Since my PhD study is supported by a York St John University studentship, where appropriate I was keen to undertake PhD practice in York. However I felt tension in establishing practice for inquiry within a context that I was new to. (A point that I articulate further under Why this project for PhD study on the PaR Setting Musication page within this portfolio). And so, during my first year of study I approached NYMAZ as a gatekeeper to music-making in the area – to learn about existing music provision and to explore options for collaboration. A pilot study was agreed,
to support an initial engagement with NYMAZ & NYCC
by way of exploring research method processes and possibilities (the timing of which felt apt since the agreed project dates coincided with the end of the first year of my study)
to test the feasibility of working in this way with looked-after young people living in isolated rural locations.
As most of the group had never met before, we began the three days by getting to know each other through games and group conversation, with everyone in the group having a chance to say what they wanted to do during the project. Most of the group wanted to try something new, perform their own music and have a go on instruments made available through NYMAZ and Connecting Youth Culture including a selection of electronic guitars, bass guitar, microphones, keyboard, drum kit and hand percussion. Sensing an initial hesitancy to sound making, perhaps through participant feelings of anxiousness, or unsureness in this new context with new people, I made sound first.
In recognition of THS’s location on Bad Bargain Lane, York.
I offered a choice between three existing songs for the group to work from and performed the song chosen by the group. As I sang and played the chosen song (Tinie Tempah’s Written in the stars) there was tentative humming and tapping along, which grew to a group singalong. The ice was broken and we were on our way to sound making together. Written in the stars was subsequently used to support the development of the group’s first track. Over the project four original tracks were created by the group. NYCC social workers joined in throughout the process, becoming band members and were particularly supportive in responding to, and creating space for, the young people to take breaks from the music-making as needed. As part of the pilot I invited the group to draw, collage or write about their daily experience in reflective diaries. Despite not including a performance output in the original project plan, the NYCC team were keen for the young people to share their music-making with their carers on the final project day. Eight of the nine participants wanted to perform and so we worked towards an understated event for those that chose to participate, which developed to a real sense of occasion.
Reflection for PhD PaR settings is made available through critical incident discussion within this online portfolio and the exegesis. Here, I offer some brief points specific to the Holiday Music Project. The 3-day project duration flagged a ‘persistent troubling’ (Hughes & Lury, 2013) in my practice as a community musician. I often wonder about the possibilities and problematics of parachuting in to contexts through undertaking one-off projects as a practitioner (for discussion see Hope, 2011; Dougan, 2016).
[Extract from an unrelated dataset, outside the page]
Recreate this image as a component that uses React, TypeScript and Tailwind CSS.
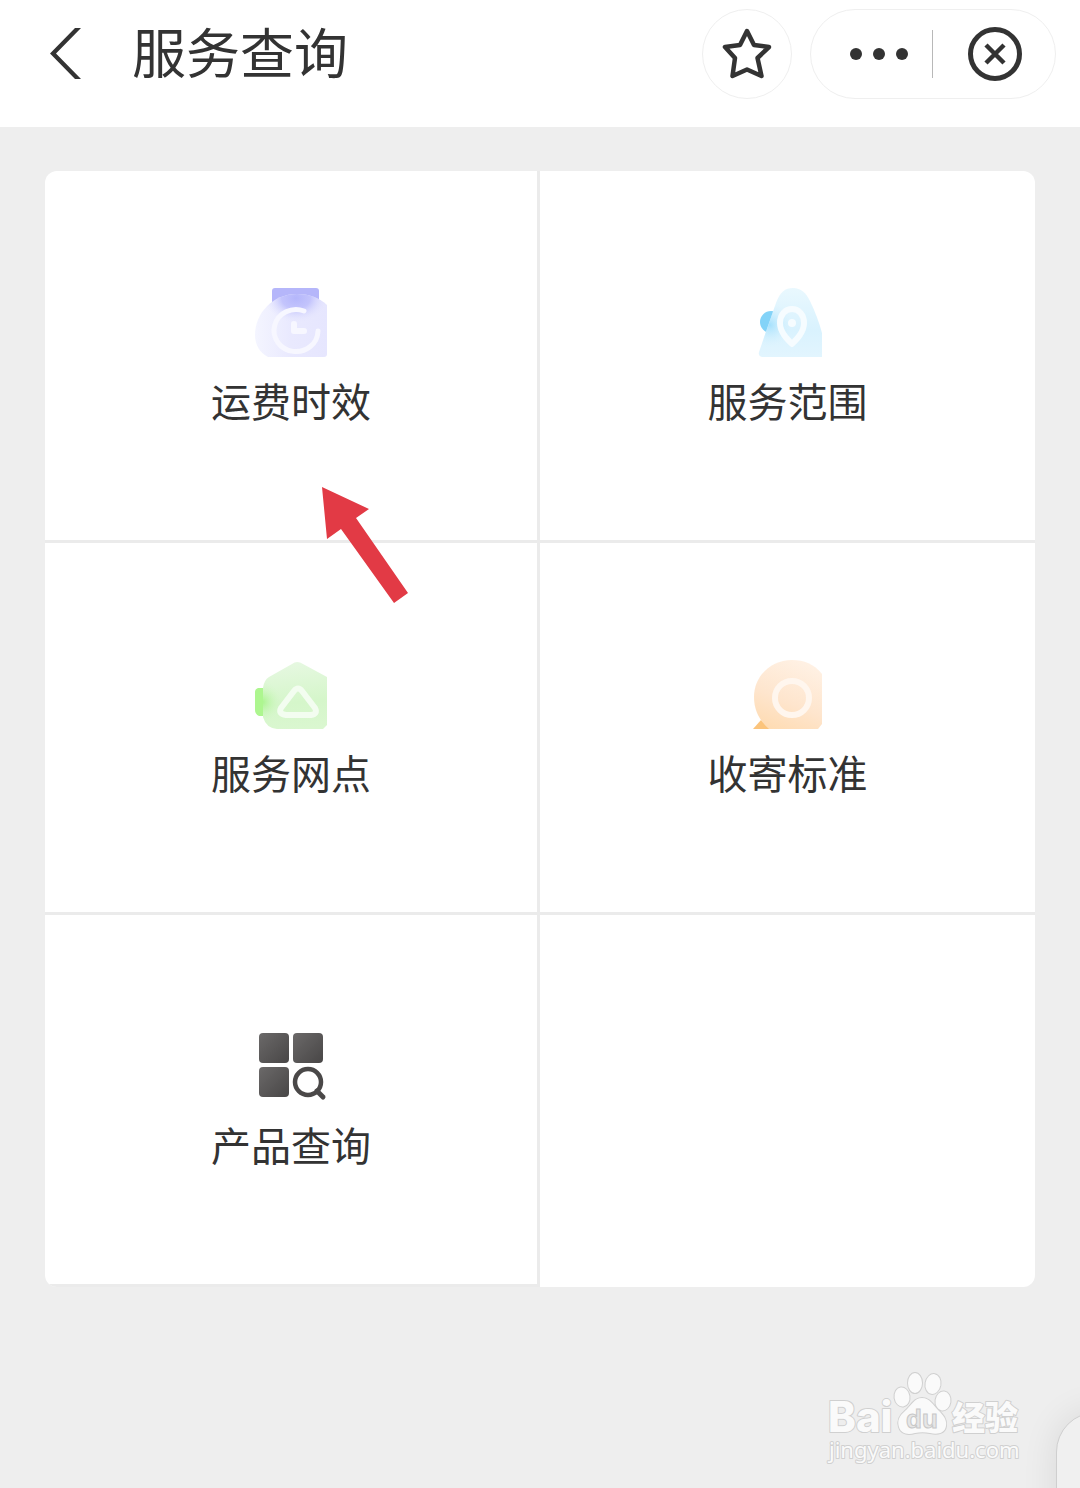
import type { ReactNode } from "react";

function FreightIcon() {
  return (
    <svg viewBox="0 0 72 72" className="size-[72px]" aria-hidden="true">
      <defs>
        <linearGradient id="freightBody" x1="0" y1="0" x2="1" y2="0">
          <stop offset="0" stopColor="#f4f5ff" />
          <stop offset="0.5" stopColor="#e9e9fe" />
          <stop offset="1" stopColor="#e6e6fe" />
        </linearGradient>
        <radialGradient
          id="freightGlow"
          gradientUnits="userSpaceOnUse"
          cx="0"
          cy="0"
          r="1"
          gradientTransform="translate(41 13) scale(32 24)"
        >
          <stop offset="0" stopColor="#b4b6fb" />
          <stop offset="0.45" stopColor="#bfc0fc" stopOpacity="0.9" />
          <stop offset="1" stopColor="#e6e6fe" stopOpacity="0" />
        </radialGradient>
      </defs>
      <path d="M17 6q0-3 3-3h41q3 0 3 3v20H17Z" fill="#b5b6fa" />
      <path d="M72 20C64 12 52 9 42 9C18 9 0 28 0 50C0 60 5 68 13 72H69q3 0 3-3Z" fill="url(#freightBody)" />
      <path d="M72 20C64 12 52 9 42 9C18 9 0 28 0 50C0 60 5 68 13 72H69q3 0 3-3Z" fill="url(#freightGlow)" />
      <path d="M49 26A22 21 0 1 0 63 46" fill="none" stroke="#f7f7ff" strokeWidth="5" strokeLinecap="round" />
      <path d="M39 39V46H49" fill="none" stroke="#f7f7ff" strokeWidth="6" strokeLinecap="round" strokeLinejoin="round" />
    </svg>
  );
}

function AreaIcon() {
  return (
    <svg viewBox="0 0 72 72" className="size-[72px]" aria-hidden="true">
      <defs>
        <linearGradient id="areaBody" x1="0" y1="0" x2="0" y2="1">
          <stop offset="0" stopColor="#e9f8fe" />
          <stop offset="0.6" stopColor="#d9f2fe" />
          <stop offset="1" stopColor="#e2f5fe" />
        </linearGradient>
        <radialGradient id="areaGlow" gradientUnits="userSpaceOnUse" cx="18" cy="40" r="22">
          <stop offset="0" stopColor="#a6e1fd" />
          <stop offset="1" stopColor="#d9f2fe" stopOpacity="0" />
        </radialGradient>
      </defs>
      <circle cx="19" cy="37" r="11" fill="#83d3f8" />
      <path d="M24 18C28 7 33 3 41 3C49 3 54 8 58 16C63 26 67 37 70 48V72H10Q6 71 7 67Z" fill="url(#areaBody)" />
      <path d="M24 18C28 7 33 3 41 3C49 3 54 8 58 16C63 26 67 37 70 48V72H10Q6 71 7 67Z" fill="url(#areaGlow)" />
      <path
        d="M40 24C33 24 28 30 28 38C28 47 35 54 40 59C45 54 52 47 52 38C52 30 47 24 40 24Z"
        fill="none"
        stroke="#f6fcff"
        strokeWidth="6"
        strokeLinejoin="round"
      />
      <circle cx="40" cy="38" r="4" fill="#f6fcff" />
    </svg>
  );
}

function OutletIcon() {
  return (
    <svg viewBox="0 0 72 72" className="size-[72px]" aria-hidden="true">
      <defs>
        <linearGradient id="outletBody" x1="0.5" y1="0" x2="0.6" y2="1">
          <stop offset="0" stopColor="#e6f8e1" />
          <stop offset="0.6" stopColor="#d5f6ca" />
          <stop offset="1" stopColor="#daf7d0" />
        </linearGradient>
        <radialGradient id="outletGlow" gradientUnits="userSpaceOnUse" cx="7" cy="45" r="20">
          <stop offset="0" stopColor="#a8f58c" />
          <stop offset="1" stopColor="#d5f6ca" stopOpacity="0" />
        </radialGradient>
      </defs>
      <path d="M3 31H14V59H4Q0 57 0 53V35Q0 32 3 31Z" fill="#adf68f" />
      <path d="M8 31Q9 23 14 20L37 7Q42 3 48 7L72 20V68L68 72H22Q11 71 8 60Z" fill="url(#outletBody)" />
      <path d="M8 31Q9 23 14 20L37 7Q42 3 48 7L72 20V68L68 72H22Q11 71 8 60Z" fill="url(#outletGlow)" />
      <path
        d="M39 34Q43 29 47 34L60 51Q63 57 56 58H31Q23 57 26 51Z"
        fill="none"
        stroke="#f3fdf0"
        strokeWidth="6"
        strokeLinejoin="round"
      />
    </svg>
  );
}

function StandardIcon() {
  return (
    <svg viewBox="0 0 72 72" className="size-[72px]" aria-hidden="true">
      <defs>
        <linearGradient id="standardBody" x1="0.7" y1="0" x2="0.3" y2="1">
          <stop offset="0" stopColor="#fff1e4" />
          <stop offset="0.6" stopColor="#fee5cd" />
          <stop offset="1" stopColor="#fedcb4" />
        </linearGradient>
      </defs>
      <path d="M1 72L9 63L20 72Z" fill="#fbc47c" />
      <path d="M70 17C62 7 52 3 40 3C19 3 2 19 2 40C2 54 8 64 17 72H66L70 67Z" fill="url(#standardBody)" />
      <circle cx="40" cy="41" r="17" fill="none" stroke="#fff6ee" strokeWidth="6" />
    </svg>
  );
}

function ProductIcon() {
  return (
    <svg viewBox="0 0 72 72" className="size-[72px]" aria-hidden="true">
      <defs>
        <linearGradient id="tile" x1="0" y1="0" x2="1" y2="1">
          <stop offset="0" stopColor="#6b6969" />
          <stop offset="1" stopColor="#484646" />
        </linearGradient>
      </defs>
      <rect x="4" y="4" width="30" height="30" rx="4" fill="url(#tile)" />
      <rect x="38" y="4" width="30" height="30" rx="4" fill="url(#tile)" />
      <rect x="4" y="38" width="30" height="30" rx="4" fill="url(#tile)" />
      <circle cx="53" cy="53" r="13" fill="none" stroke="#4a4848" strokeWidth="4.500" />
      <path d="M62 62L68 68" stroke="#4a4848" strokeWidth="5" strokeLinecap="round" />
    </svg>
  );
}

function Cell({ icon, label }: { icon: ReactNode; label: string }) {
  return (
    <li className="flex border-b-3 border-[#ebebeb] odd:border-r-3">
      <a href="#" className="flex h-[369px] w-full flex-col items-center justify-center gap-[19px] pb-0.5">
        {icon}
        <span className="text-[40px] leading-12">{label}</span>
      </a>
    </li>
  );
}

function PointerArrow() {
  return (
    <svg viewBox="322 487 87 117" className="absolute top-[316px] left-[277px] h-[117px] w-[87px]" aria-hidden="true">
      <path d="M322 487L369 509L356 518L408 593L394 603L341 529L327 539Z" fill="#e23a45" />
    </svg>
  );
}

function Watermark() {
  return (
    <svg
      viewBox="0 0 200 100"
      className="absolute right-[54px] bottom-[18px] h-[100px] w-[200px]"
      role="img"
      aria-label="Baidu"
    >
      <g fill="#fafafa" stroke="#d0d0d0" strokeWidth="2" paintOrder="stroke" strokeLinejoin="round">
        <text x="2" y="62" fontSize="42" fontWeight="800" fontFamily="Inter, sans-serif">
          Bai
        </text>
        <ellipse cx="76" cy="27" rx="7.500" ry="9.500" transform="rotate(-8 76 27)" />
        <ellipse cx="89" cy="13" rx="7" ry="10" />
        <ellipse cx="107" cy="14" rx="7.500" ry="10" transform="rotate(10 107 14)" />
        <ellipse cx="117" cy="31" rx="7.500" ry="9.500" transform="rotate(8 117 31)" />
        <path d="M96 28C88 28 85 36 79 41C73 46 71 51 73 57C75 64 82 65 89 63C94 62 99 62 104 63C112 65 119 63 120 56C121 49 117 45 112 40C107 35 104 28 96 28Z" />
        <text x="126" y="60" fontSize="33" fontWeight="900" fontFamily="'Noto Sans CJK SC', sans-serif">
          经验
        </text>
        <text x="3" y="88" fontSize="22" fontFamily="'Noto Sans', sans-serif">
          jingyan.baidu.com
        </text>
      </g>
      <text
        x="80"
        y="58"
        fontSize="26"
        fontWeight="700"
        fontFamily="'Liberation Sans', sans-serif"
        fill="#e6e6e6"
        stroke="#c8c8c8"
        strokeWidth="1"
      >
        du
      </text>
    </svg>
  );
}

export default function App() {
  return (
    <div className="relative flex min-h-screen flex-col overflow-hidden bg-[#eeeeee] font-['Noto_Sans_CJK_SC',sans-serif] text-[#333333]">
      <header className="flex h-[127px] items-start bg-white pt-[9px] pr-6 pl-11">
        <button type="button" aria-label="返回" className="flex h-[90px] w-11 items-center">
          <svg viewBox="0 0 44 60" className="h-[60px] w-11" aria-hidden="true">
            <path d="M31 4H37L12 29.500L37 55H31L6 29.500Z" fill="#333333" />
          </svg>
        </button>
        <h1 className="ml-11 flex-1 text-[54px] leading-[84px]">服务查询</h1>
        <button
          type="button"
          aria-label="收藏"
          className="flex size-[90px] items-center justify-center rounded-full border border-[#efefef]"
        >
          <svg viewBox="0 0 52 56" className="h-14 w-[52px]" aria-hidden="true">
            <path
              d="M26 5L33 19L48 21L36.500 32L40.500 50L26 43.500L11.500 50L14 32L4 21L19 19Z"
              fill="none"
              stroke="#333333"
              strokeWidth="4.500"
              strokeLinejoin="round"
            />
          </svg>
        </button>
        <div className="ml-[18px] flex h-[90px] w-[246px] items-center rounded-full border border-[#efefef]">
          <button type="button" aria-label="更多" className="flex h-full flex-1 items-center justify-end gap-[11px] pr-6">
            <span className="size-3 rounded-full bg-[#333333]" />
            <span className="size-3 rounded-full bg-[#333333]" />
            <span className="size-3 rounded-full bg-[#333333]" />
          </button>
          <span className="h-12 w-px bg-[#b8b8b8]" />
          <button type="button" aria-label="关闭" className="flex h-full w-[122px] items-center justify-center pl-0.5">
            <svg viewBox="0 0 54 54" className="size-[54px]" aria-hidden="true">
              <circle cx="27" cy="27" r="24.500" fill="none" stroke="#333333" strokeWidth="5" />
              <path d="M18 18L36 36M36 18L18 36" stroke="#333333" strokeWidth="4.500" />
            </svg>
          </button>
        </div>
      </header>

      <main className="relative mx-[45px] mt-11">
        <ul className="grid grid-cols-2 overflow-hidden rounded-xl bg-white">
          <Cell icon={<FreightIcon />} label="运费时效" />
          <Cell icon={<AreaIcon />} label="服务范围" />
          <Cell icon={<OutletIcon />} label="服务网点" />
          <Cell icon={<StandardIcon />} label="收寄标准" />
          <Cell icon={<ProductIcon />} label="产品查询" />
        </ul>
        <PointerArrow />
      </main>

      <Watermark />
      <div className="absolute -right-12 -bottom-12 h-[124px] w-[72px] rounded-tl-[40px] border border-[#cfcfcf] bg-[#f0f0f0] shadow-[0_0_36px_rgba(0,0,0,0.09)]" />
    </div>
  );
}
The one-off project is perhaps to suggest the visiting artist as catalyst, whereby their interjection or intervention may spark a reaction that disrupts, shifts, and changes what was at play before. I wonder to what extent this type of artist-as-catalyst impact (usually presumed to be positive) is possible within one-off visits, and the extent to which such assumed outcome is entrenched in democratisation of culture models and rooted to the aestheticisation of music paradigm. Moreover the provision of existing repertoire in projects with the aim of ‘writing your own music’ is another point of tension within my practice (see my initial reflection documented within critical incident Rewritten in the stars). Finally, the meeting points between research, advocacy and evaluation in socially engaged participatory practice emerged as a line of inquiry from this project. For example, when working on reflective drawing and collage diaries with the group (completed by young people and social workers) on the theme of ‘how did we make music together today?’, the social workers were particularly keen to advocate for the project offering testimonials ‘for [my] tutors’.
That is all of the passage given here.